Edinburgh Investment Trust (EDIN)
Results analysis from Kepler Trust Intelligence
Edinburgh Investment Trust (EDIN) has published its half year results covering six months to the end of September 2023. Over this period, the trust saw NAV total returns of 4.5% and a share price total return of 3.3%, which compares favourably to the FTSE All-Share Index total return of 1.4%. Performance since James de Uphaugh and Chris Field became managers in March 2020 has been impressive, with NAV total returns increasing 73.3%, comfortably ahead of the 49.5% total return from the FTSE All-Share.
Both James and Chris have announced their retirement from the industry, though James will continue managing EDIN until February 2024. From then, Imran Sattar, another seasoned investor at Liontrust, will become the lead manager of EDIN, with the message moving forward being one of continuity.

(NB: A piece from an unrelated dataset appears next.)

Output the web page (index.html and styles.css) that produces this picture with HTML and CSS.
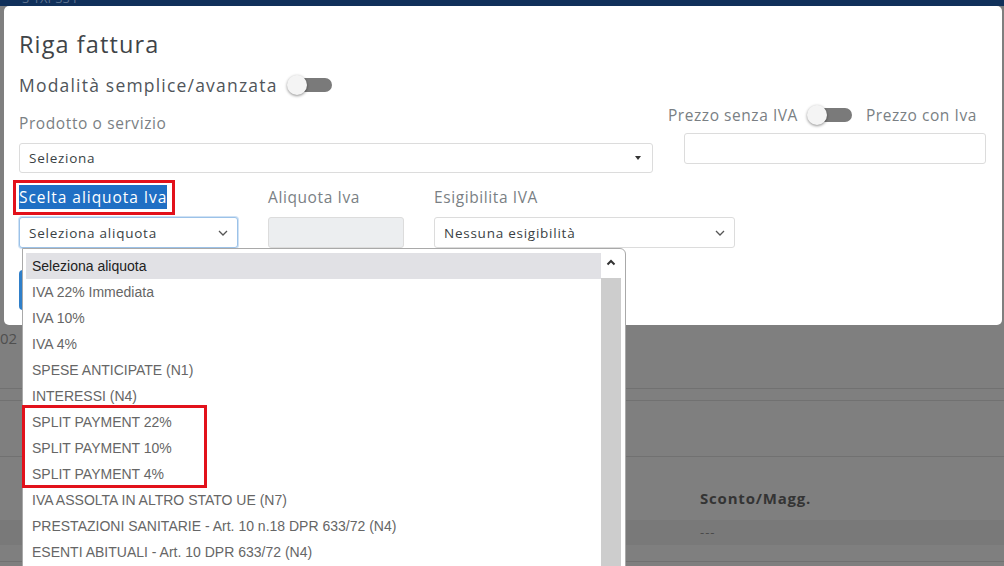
FILE: index.html
```html
<!DOCTYPE html>
<html lang="it">
<head>
    <meta charset="utf-8">
    <link rel="stylesheet" href="styles.css">
</head>
<body>
    <div class="topbar"><span class="topbar-text">S 1XPSS I</span></div>

    <div class="stage">
        <div class="modal">
            <h2 class="modal-title">Riga fattura</h2>

            <div class="mode-row">
                <span>Modalità semplice/avanzata</span>
                <span class="switch"><span class="knob"></span></span>
            </div>

            <div class="row-product">
                <div class="col-product">
                    <div class="label">Prodotto o servizio</div>
                    <div class="select select-s2">
                        <span>Seleziona</span>
                        <span class="s2-caret"></span>
                    </div>
                </div>
                <div class="col-price">
                    <div class="price-toggle">
                        <span>Prezzo senza IVA</span>
                        <span class="switch"><span class="knob"></span></span>
                        <span>Prezzo con Iva</span>
                    </div>
                    <div class="input"></div>
                </div>
            </div>

            <div class="row-iva">
                <div class="col-scelta">
                    <div class="label"><span class="sel-text">Scelta aliquota Iva</span></div>
                    <div class="select focus">
                        <span>Seleziona aliquota</span>
                        <svg class="chev" width="10" height="6" viewBox="0 0 10 6"><path d="M1 1l4 4 4-4" fill="none" stroke="#555" stroke-width="1.3"/></svg>
                    </div>
                </div>
                <div class="col-aliquota">
                    <div class="label">Aliquota Iva</div>
                    <div class="input readonly"></div>
                </div>
                <div class="col-esig">
                    <div class="label">Esigibilita IVA</div>
                    <div class="select">
                        <span>Nessuna esigibilità</span>
                        <svg class="chev" width="10" height="6" viewBox="0 0 10 6"><path d="M1 1l4 4 4-4" fill="none" stroke="#555" stroke-width="1.3"/></svg>
                    </div>
                </div>
            </div>

            <div class="footer">
                <button class="btn-save"></button>
            </div>
        </div>
    </div>

    <div class="behind">
        <div class="behind-date">02</div>
        <div class="line l1"></div>
        <div class="line l2"></div>
        <div class="line l3"></div>
        <div class="behind-head">Sconto/Magg.</div>
        <div class="behind-band">---</div>
        <div class="line"></div>
    </div>

    <div class="listbox">
        <ul class="options">
            <li class="active">Seleziona aliquota</li>
            <li>IVA 22% Immediata</li>
            <li>IVA 10%</li>
            <li>IVA 4%</li>
            <li>SPESE ANTICIPATE (N1)</li>
            <li>INTERESSI (N4)</li>
            <li>SPLIT PAYMENT 22%</li>
            <li>SPLIT PAYMENT 10%</li>
            <li>SPLIT PAYMENT 4%</li>
            <li>IVA ASSOLTA IN ALTRO STATO UE (N7)</li>
            <li>PRESTAZIONI SANITARIE - Art. 10 n.18 DPR 633/72 (N4)</li>
            <li>ESENTI ABITUALI - Art. 10 DPR 633/72 (N4)</li>
        </ul>
        <div class="scrollbar">
            <div class="scroll-up">
                <svg width="10" height="7" viewBox="0 0 10 7"><path d="M1.5 5.5L5 2l3.5 3.5" fill="none" stroke="#333" stroke-width="2"/></svg>
            </div>
            <div class="scroll-track"></div>
        </div>
    </div>

    <div class="mark mark-label"></div>
    <div class="mark mark-split"></div>
</body>
</html>
```

FILE: styles.css
```css
body
{
    margin: 0;
    background: #7f7f7f;
    font-family: "Open Sans", "Liberation Sans", sans-serif;
    overflow: hidden;
    height: 566px;
    position: relative;
}
.topbar
{
    height: 6px;
    background: #10305a;
    overflow: hidden;
    position: relative;
}
.topbar-text
{
    display: block;
    margin-left: 22px;
    margin-top: -9px;
    font-size: 13px;
    line-height: 14px;
    color: #5a6f8c;
}
.stage
{
    padding-left: 4px;
    padding-right: 2px;
}
.modal
{
    background: #fff;
    border-radius: 5px;
    height: 319px;
    box-sizing: border-box;
    padding: 23px 15px 0 15px;
    color: #4a4f54;
}
.modal-title
{
    margin: 0;
    font-weight: 400;
    font-size: 23.5px;
    line-height: 30px;
    letter-spacing: 1.1px;
    color: #3f4448;
}
.mode-row
{
    margin-top: 14px;
    display: flex;
    align-items: center;
    height: 24px;
    font-size: 17.5px;
    letter-spacing: 1.2px;
    color: #50555a;
    gap: 9px;
}
.switch
{
    display: inline-block;
    width: 45px;
    height: 20px;
    position: relative;
    flex-shrink: 0;
}
.switch::before
{
    content: "";
    position: absolute;
    left: 6px;
    right: 0;
    top: 3px;
    height: 14px;
    border-radius: 7px;
    background: #7a7a7a;
}
.knob
{
    position: absolute;
    left: 0;
    top: 0;
    width: 20px;
    height: 20px;
    border-radius: 50%;
    background: #f4f4f4;
    box-shadow: 0 1px 3px rgba(0,0,0,0.45);
}
.row-product
{
    display: flex;
}
.col-product
{
    width: 634px;
    padding-top: 14px;
}
.label
{
    font-size: 15.5px;
    line-height: 24px;
    letter-spacing: 0.6px;
    color: #7a7f84;
}
.select
{
    box-sizing: border-box;
    border: 1px solid #dcdcdc;
    border-radius: 3px;
    height: 31px;
    display: flex;
    align-items: center;
    justify-content: space-between;
    padding: 0 9px;
    font-size: 13.5px;
    letter-spacing: 0.75px;
    color: #3a3f44;
    background: #fff;
}
.col-product .select
{
    margin-top: 8px;
    height: 30px;
}
.s2-caret
{
    width: 0;
    height: 0;
    border-left: 3.5px solid transparent;
    border-right: 3.5px solid transparent;
    border-top: 4px solid #333;
    margin-right: 2px;
}
.col-price
{
    margin-left: 15px;
    width: 318px;
    padding-top: 7px;
}
.price-toggle
{
    display: flex;
    align-items: center;
    height: 22px;
    font-size: 15.5px;
    letter-spacing: 0.55px;
    color: #7a7f84;
    gap: 9px;
}
.price-toggle .switch
{
    margin-right: 5px;
}
.input
{
    box-sizing: border-box;
    margin: 7px 0 0 16px;
    width: 302px;
    height: 31px;
    border: 1px solid #dcdcdc;
    border-radius: 3px;
    background: #fff;
}
.row-iva
{
    display: flex;
    margin-top: 12px;
}
.row-iva .select,
.row-iva .input
{
    margin-top: 8px;
}
.col-scelta
{
    width: 219px;
}
.col-aliquota
{
    width: 136px;
    margin-left: 30px;
}
.col-esig
{
    width: 301px;
    margin-left: 30px;
}
.input.readonly
{
    margin-left: 0;
    width: 136px;
    background: #eceef0;
}
.select.focus
{
    border-color: #9cc2e8;
    box-shadow: 0 0 0 1px #cfe2f5;
}
.sel-text
{
    background: #1f6fc4;
    color: #fff;
    padding: 1px 0;
    letter-spacing: 0.95px;
}
.footer
{
    margin-top: 22px;
}
.btn-save
{
    display: block;
    width: 90px;
    height: 40px;
    border: none;
    border-radius: 4px;
    background: #2f7fc9;
}
.behind
{
    position: relative;
    color: #3a3a3a;
}
.behind-date
{
    font-size: 15px;
    line-height: 16px;
    margin-top: 5px;
    color: #4f4f4f;
}
.line
{
    height: 1px;
    background: #717171;
}
.l1
{
    margin-top: 42px;
}
.l2
{
    margin-top: 11px;
}
.l3
{
    margin-top: 55px;
}
.behind-head
{
    padding-left: 700px;
    margin-top: 31px;
    font-weight: 700;
    font-size: 15px;
    line-height: 20px;
    letter-spacing: 0.8px;
    color: #343434;
}
.behind-band
{
    margin-top: 12px;
    padding-left: 700px;
    height: 25px;
    line-height: 25px;
    background: #797979;
    color: #4a4a4a;
    font-size: 13px;
    letter-spacing: 1px;
    margin-bottom: 16px;
}
.listbox
{
    position: absolute;
    left: 22px;
    top: 248px;
    width: 604px;
    height: 330px;
    box-sizing: border-box;
    background: #fff;
    border: 1px solid #a9a9a9;
    border-radius: 0 6px 0 0;
    padding: 4px 4px 0 3px;
    display: flex;
    font-family: "Liberation Sans", Arial, sans-serif;
}
.options
{
    list-style: none;
    margin: 0;
    padding: 0;
    width: 575px;
}
.options li
{
    height: 26px;
    line-height: 26px;
    padding-left: 6px;
    font-size: 14px;
    color: #666;
    white-space: nowrap;
}
.options li.active
{
    background: #e1e1e5;
    color: #222;
}
.scrollbar
{
    width: 20px;
    display: flex;
    flex-direction: column;
}
.scroll-up
{
    height: 25px;
    display: flex;
    justify-content: center;
    padding-top: 6px;
    box-sizing: border-box;
}
.scroll-track
{
    flex: 1;
    background: #cdcdcd;
}
.mark
{
    position: absolute;
    border: 3px solid #e2111b;
    box-sizing: border-box;
}
.mark-label
{
    left: 13px;
    top: 180px;
    width: 162px;
    height: 35px;
}
.mark-split
{
    left: 22px;
    top: 405px;
    width: 185px;
    height: 83px;
}
```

These are good results for Edinburgh Investment Trust (EDIN), with NAV total returns comfortably ahead of the index, contributing to the strong track record since the change of management in March 2020.
Over his time as manager, James placed a particular emphasis on total return, seeking out companies offering both a growing dividend over time and some capital growth, preferring not to prioritise one over the other or get stuck chasing a higher yield. This is something Imran is set to continue with when he takes over. James also didn't want to be wedded to one single investment style, instead preferring a balance of stocks that offer above-average earnings potential as well as some latent recovery, something that underpins his total return approach. As the chair notes above, a primary driver of the outperformance has come from the managers' approach to stock selection and is evidenced by a number of different stocks, with multiple drivers of returns, contributing to returns, including Centrica and Marks & Spencer.

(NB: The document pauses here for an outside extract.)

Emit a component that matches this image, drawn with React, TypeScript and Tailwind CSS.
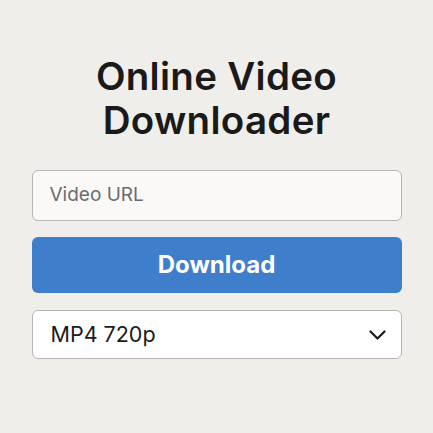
import React from "react";

export default function App() {
  return (
    <div className="w-[433px] h-[433px] bg-[#efeeeb] flex flex-col items-center" style={{ fontFamily: "Inter, 'Noto Sans', sans-serif" }}>
      <h1 className="mt-[54px] text-[38.5px] leading-[44px] font-semibold text-[#1a1a1a] text-center tracking-[0.3px]">
        Online Video
        <br />
        Downloader
      </h1>
      <div className="w-[370px] mt-[28px] flex flex-col">
        <div className="h-[51px] rounded-[6px] border border-[#b8b6b2] bg-[#faf9f7] flex items-center px-[17px]">
          <span className="text-[19px] text-[#6b6b70]">Video URL</span>
        </div>
        <div className="mt-[16px] h-[56px] rounded-[6px] bg-[#3f7ecb] flex items-center justify-center">
          <span className="text-[24px] font-bold text-white">Download</span>
        </div>
        <div className="mt-[17px] h-[49px] rounded-[6px] border border-[#b8b6b2] bg-white flex items-center justify-between pl-[18px] pr-[15px]">
          <span className="text-[21.5px] text-[#1a1a1a]">MP4 720p</span>
          <svg width="17" height="10" viewBox="0 0 17 10" fill="none" stroke="#1a1a1a" strokeWidth="2.2" strokeLinecap="round" strokeLinejoin="round">
            <path d="M1.5 1.5l7 7 7-7" />
          </svg>
        </div>
      </div>
    </div>
  );
}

Overall, we think EDIN offers investors exposure to good quality companies, across a diverse range of sectors with the potential for earnings growth which should feed into rising dividends. In our view it's well positioned to be a core holding for investors seeking a balance between capital growth, current income and income growth, and the managers' focus on identifying multiple drivers of growth should help reduce the risk of the portfolio, which we think is positive given the uncertain nature of the current economic backdrop. If the strong run of performance continues and dividends continue to grow year-on-year, then we also think there is clear potential for the discount to narrow, which could also provide an extra kicker to shareholder returns.